Data for processing |

------------

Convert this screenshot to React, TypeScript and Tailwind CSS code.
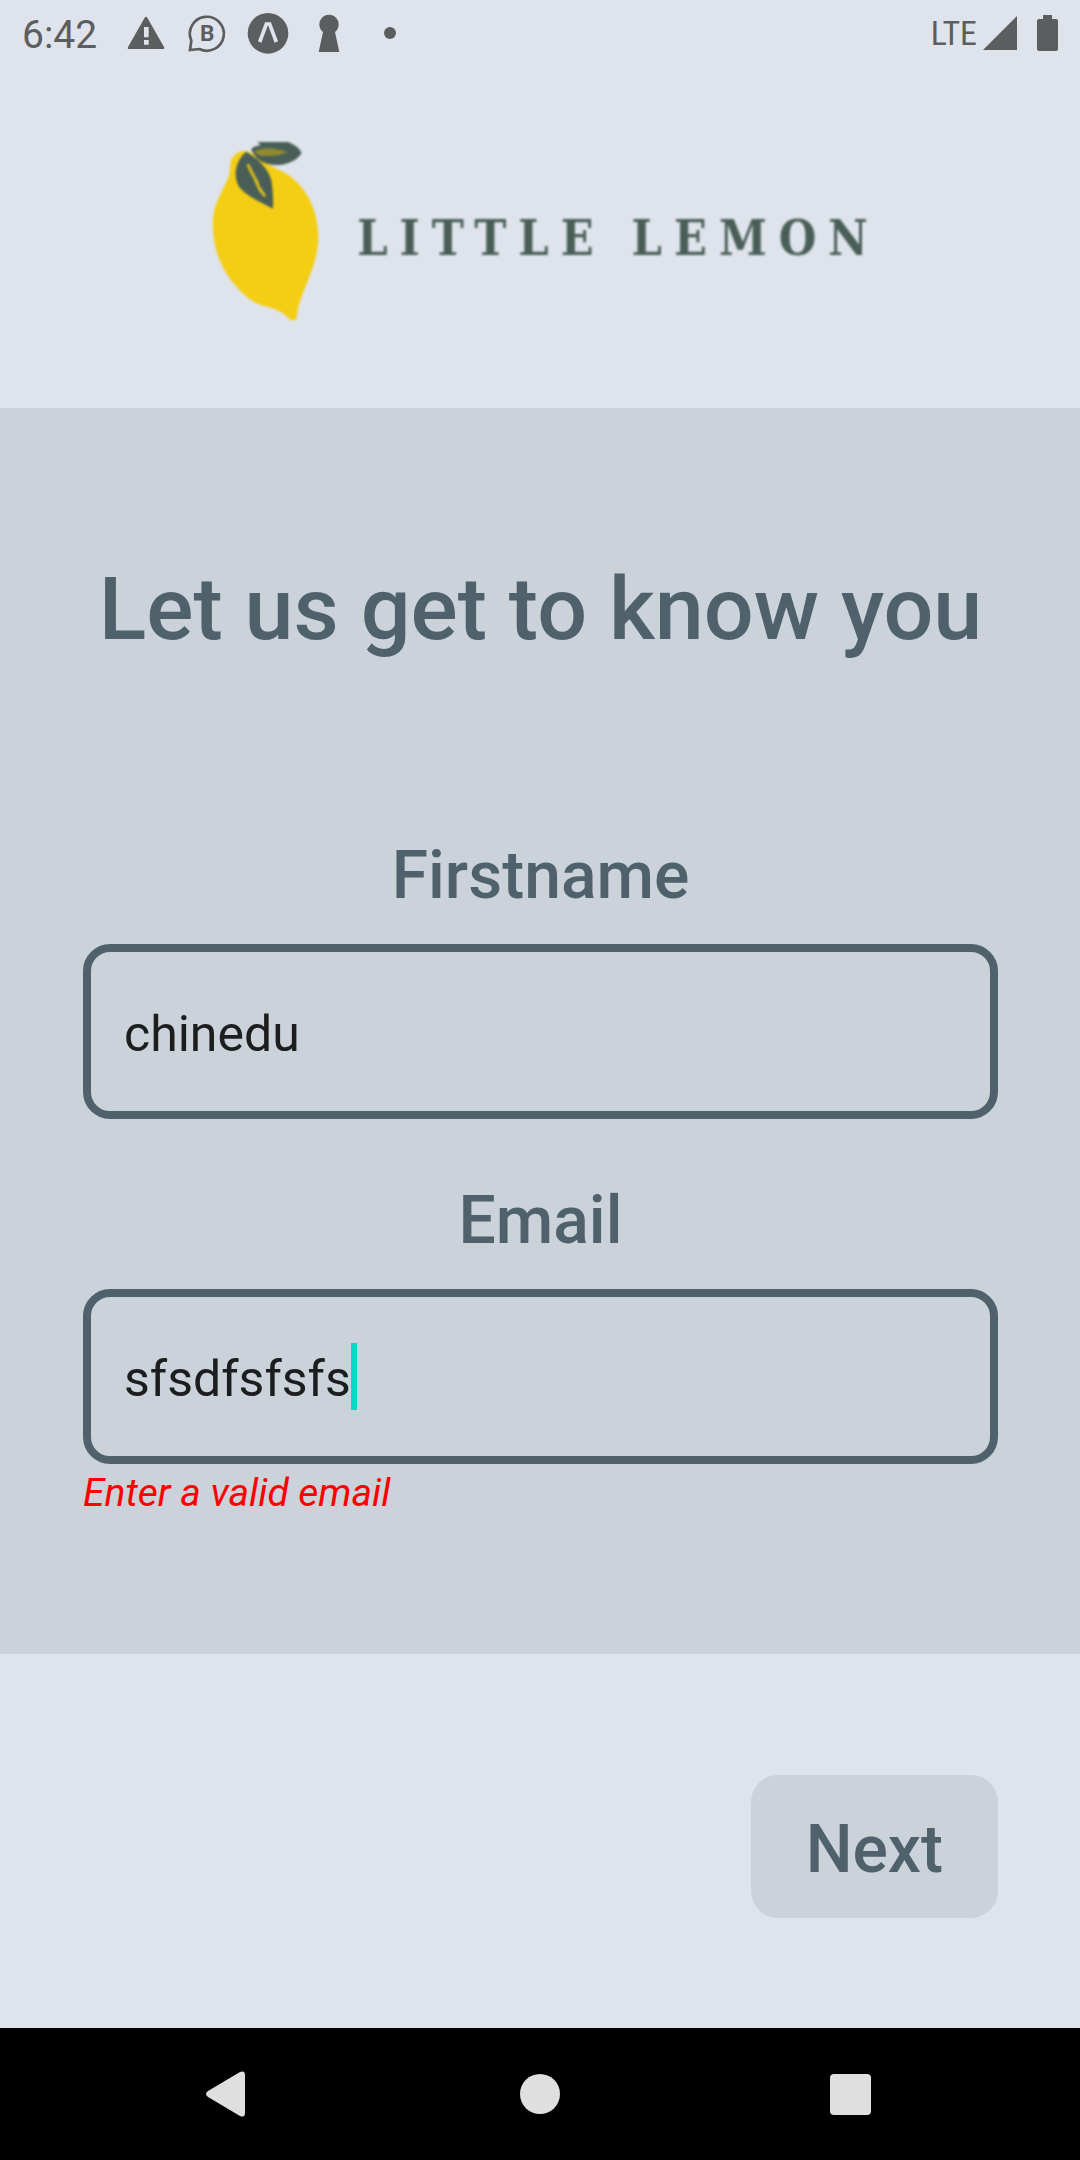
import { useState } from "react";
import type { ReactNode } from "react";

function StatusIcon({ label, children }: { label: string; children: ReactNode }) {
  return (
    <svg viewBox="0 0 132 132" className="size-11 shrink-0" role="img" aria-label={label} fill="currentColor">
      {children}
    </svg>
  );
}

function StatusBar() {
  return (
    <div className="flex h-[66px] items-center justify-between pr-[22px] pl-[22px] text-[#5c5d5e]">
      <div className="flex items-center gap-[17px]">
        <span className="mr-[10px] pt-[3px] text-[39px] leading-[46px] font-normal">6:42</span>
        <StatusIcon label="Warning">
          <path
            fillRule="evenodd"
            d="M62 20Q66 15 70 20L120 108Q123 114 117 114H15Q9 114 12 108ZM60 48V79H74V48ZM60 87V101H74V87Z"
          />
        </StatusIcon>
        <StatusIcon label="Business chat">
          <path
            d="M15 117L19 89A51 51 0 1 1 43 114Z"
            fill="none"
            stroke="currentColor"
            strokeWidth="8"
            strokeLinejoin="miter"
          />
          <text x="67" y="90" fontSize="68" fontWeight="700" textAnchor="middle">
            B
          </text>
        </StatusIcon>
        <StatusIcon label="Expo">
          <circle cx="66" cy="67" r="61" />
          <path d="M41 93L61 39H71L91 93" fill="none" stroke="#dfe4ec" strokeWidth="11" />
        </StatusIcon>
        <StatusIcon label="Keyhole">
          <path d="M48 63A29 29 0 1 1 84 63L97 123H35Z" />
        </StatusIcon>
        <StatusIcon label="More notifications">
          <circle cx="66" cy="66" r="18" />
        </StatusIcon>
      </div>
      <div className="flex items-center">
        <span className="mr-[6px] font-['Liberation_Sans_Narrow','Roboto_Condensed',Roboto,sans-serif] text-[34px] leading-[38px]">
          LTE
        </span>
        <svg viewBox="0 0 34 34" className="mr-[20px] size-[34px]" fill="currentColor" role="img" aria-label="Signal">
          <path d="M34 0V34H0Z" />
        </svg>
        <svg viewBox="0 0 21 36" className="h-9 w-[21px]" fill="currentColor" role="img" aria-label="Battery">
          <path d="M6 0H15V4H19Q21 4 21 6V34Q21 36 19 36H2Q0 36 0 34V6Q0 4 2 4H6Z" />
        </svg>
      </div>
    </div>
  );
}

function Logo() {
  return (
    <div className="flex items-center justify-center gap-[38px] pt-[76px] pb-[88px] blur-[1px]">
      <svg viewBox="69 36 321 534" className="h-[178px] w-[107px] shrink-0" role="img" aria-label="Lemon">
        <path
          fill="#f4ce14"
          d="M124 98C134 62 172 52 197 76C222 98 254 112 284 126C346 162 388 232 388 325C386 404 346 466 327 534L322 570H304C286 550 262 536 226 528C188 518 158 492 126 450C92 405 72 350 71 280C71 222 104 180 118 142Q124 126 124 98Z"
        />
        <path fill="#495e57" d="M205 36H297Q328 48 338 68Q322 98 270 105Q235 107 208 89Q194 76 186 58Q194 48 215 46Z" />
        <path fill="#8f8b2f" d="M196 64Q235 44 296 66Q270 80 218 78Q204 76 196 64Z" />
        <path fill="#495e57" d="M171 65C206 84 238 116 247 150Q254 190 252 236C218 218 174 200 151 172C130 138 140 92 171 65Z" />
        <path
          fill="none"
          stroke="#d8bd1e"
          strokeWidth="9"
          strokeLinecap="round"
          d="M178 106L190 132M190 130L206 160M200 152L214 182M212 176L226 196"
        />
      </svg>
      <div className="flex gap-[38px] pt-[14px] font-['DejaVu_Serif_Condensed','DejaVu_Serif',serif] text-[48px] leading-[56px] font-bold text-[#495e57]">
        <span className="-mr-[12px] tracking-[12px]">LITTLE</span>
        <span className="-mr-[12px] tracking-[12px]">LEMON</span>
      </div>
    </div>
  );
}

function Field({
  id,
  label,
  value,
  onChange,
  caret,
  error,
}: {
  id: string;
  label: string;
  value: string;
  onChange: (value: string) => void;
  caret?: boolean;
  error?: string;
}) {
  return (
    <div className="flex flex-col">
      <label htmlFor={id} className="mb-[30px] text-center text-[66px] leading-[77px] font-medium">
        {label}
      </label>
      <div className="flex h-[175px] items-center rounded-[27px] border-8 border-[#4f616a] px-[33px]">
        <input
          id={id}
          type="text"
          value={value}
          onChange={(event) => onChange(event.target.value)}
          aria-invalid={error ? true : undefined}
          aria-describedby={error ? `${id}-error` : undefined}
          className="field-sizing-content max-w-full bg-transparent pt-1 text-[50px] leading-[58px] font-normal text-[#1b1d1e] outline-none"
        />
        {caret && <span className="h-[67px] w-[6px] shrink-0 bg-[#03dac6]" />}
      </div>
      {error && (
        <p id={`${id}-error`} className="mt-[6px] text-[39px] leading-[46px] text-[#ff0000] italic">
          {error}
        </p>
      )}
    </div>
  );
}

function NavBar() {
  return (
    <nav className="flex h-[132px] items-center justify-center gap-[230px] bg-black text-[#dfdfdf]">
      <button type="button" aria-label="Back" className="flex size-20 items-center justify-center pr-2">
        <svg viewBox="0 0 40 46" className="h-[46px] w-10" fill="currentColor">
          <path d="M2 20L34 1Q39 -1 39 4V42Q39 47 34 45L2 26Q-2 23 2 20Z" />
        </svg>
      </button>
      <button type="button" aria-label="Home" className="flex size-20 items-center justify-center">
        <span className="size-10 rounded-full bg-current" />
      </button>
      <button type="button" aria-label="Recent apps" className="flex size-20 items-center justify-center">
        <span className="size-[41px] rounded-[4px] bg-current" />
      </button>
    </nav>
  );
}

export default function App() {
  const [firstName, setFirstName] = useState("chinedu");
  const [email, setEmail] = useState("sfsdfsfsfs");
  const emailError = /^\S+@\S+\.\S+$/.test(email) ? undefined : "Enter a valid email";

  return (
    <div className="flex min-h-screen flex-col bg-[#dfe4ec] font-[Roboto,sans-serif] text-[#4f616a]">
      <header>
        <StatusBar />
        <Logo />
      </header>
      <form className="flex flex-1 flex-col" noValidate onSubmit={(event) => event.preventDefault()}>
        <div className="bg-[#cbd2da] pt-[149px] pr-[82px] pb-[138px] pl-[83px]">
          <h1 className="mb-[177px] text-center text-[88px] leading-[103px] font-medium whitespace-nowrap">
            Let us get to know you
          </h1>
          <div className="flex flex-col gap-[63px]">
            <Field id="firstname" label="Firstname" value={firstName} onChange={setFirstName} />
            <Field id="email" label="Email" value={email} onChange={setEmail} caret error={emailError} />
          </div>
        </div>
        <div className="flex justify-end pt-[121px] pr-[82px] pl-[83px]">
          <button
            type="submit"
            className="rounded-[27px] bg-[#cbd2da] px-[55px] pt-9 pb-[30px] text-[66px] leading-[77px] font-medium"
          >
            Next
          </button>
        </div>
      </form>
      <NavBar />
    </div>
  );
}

------------

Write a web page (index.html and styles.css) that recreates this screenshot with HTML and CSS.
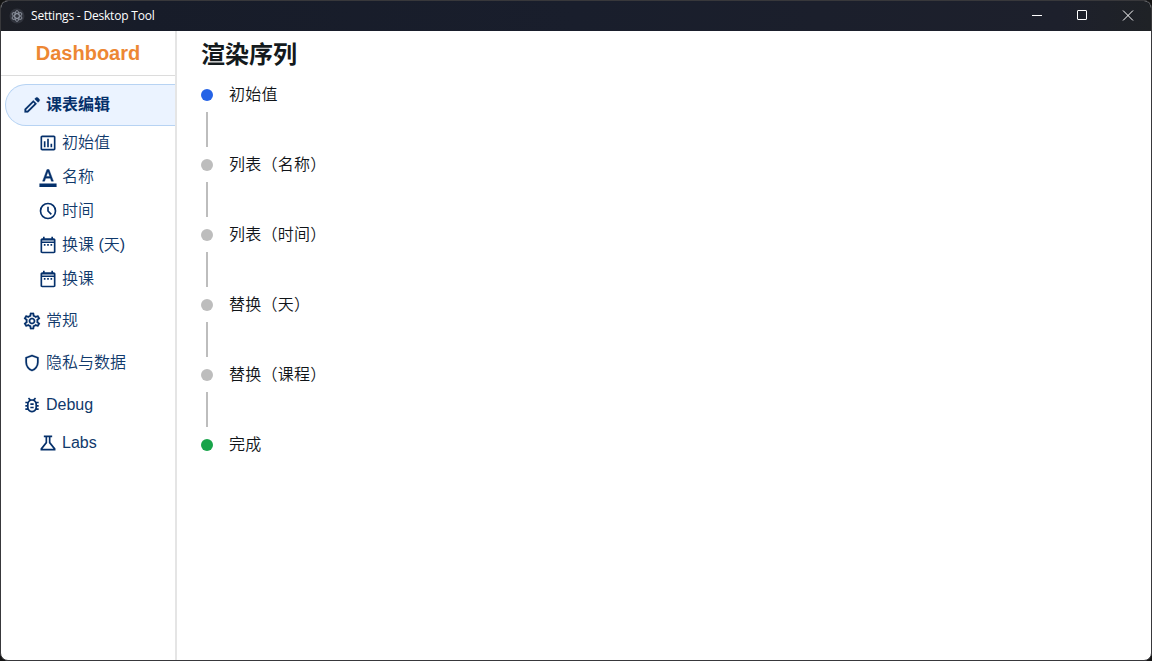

------------

Task prompt | Collect every line above that contains the word "screenshot".

Full response |
Convert this screenshot to React, TypeScript and Tailwind CSS code.
Write a web page (index.html and styles.css) that recreates this screenshot with HTML and CSS.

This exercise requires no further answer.